If $f:R\to S$ is a surjective homomorphism of integral domains, $p$ is irreducible in $R,$ and $f(p)\neq 0_R$ is $f(p)$ irreducible in $S?$

Question

Background:

Exercise 24: If $f:R\to S$ is a surjective homomorphism of integral domains, $p$ is irreducible in $R,$ and $f(p)\neq 0_R$ is $f(p)$ irreducible in $S?$

Questions:

My guess is no.
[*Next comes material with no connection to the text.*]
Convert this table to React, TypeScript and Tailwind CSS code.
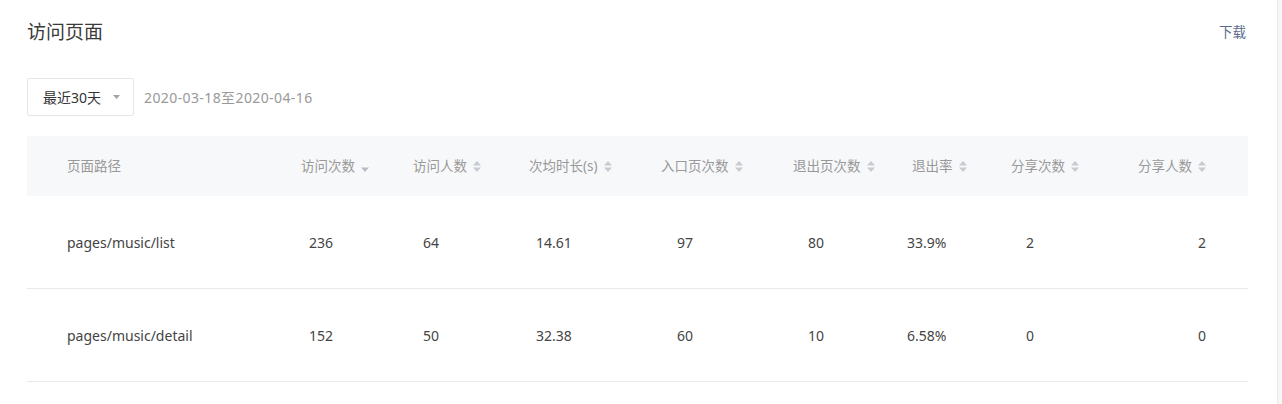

If we let $p=6,$ and $f:\mathbb{Z}\to \mathbb{Z}_6,$ and $f(2\cdot 2)=[2]_6\cdot [2]_6=[4]_6.$ I am wondering what happens if $p$ being prime, would the result hold?

Thank you in advance

Answer 1

Take $\pi:K[X,Y,Z]\to K[X,Y,Z]/(YZ-X)$ the canonical projection.
Clearly $X$ is irreducible in $K[X,Y,Z]$ but $\overline{X}=\overline{Y}\overline{Z}$.

Answer 2

Each prime number $p$ is irreducible in $\mathbf Z[x]$. The evaluation homomorphism $\mathbf Z[x] \to \mathbf Z$ where $x \mapsto p$ is surjective and it maps the irreducible polynomial $x^n + p$ in $\mathbf Z[x]$, where $n \geq 1$, to the integer $p^n + p = p(p^{n-1} + p)$, which is composite.

Answer 3

$\mathbb{Z}[x]\mapsto \mathbb{Z}$, $x\mapsto 0$, surjective, $x+a$ irreducible, maps to $a$, which can be any element.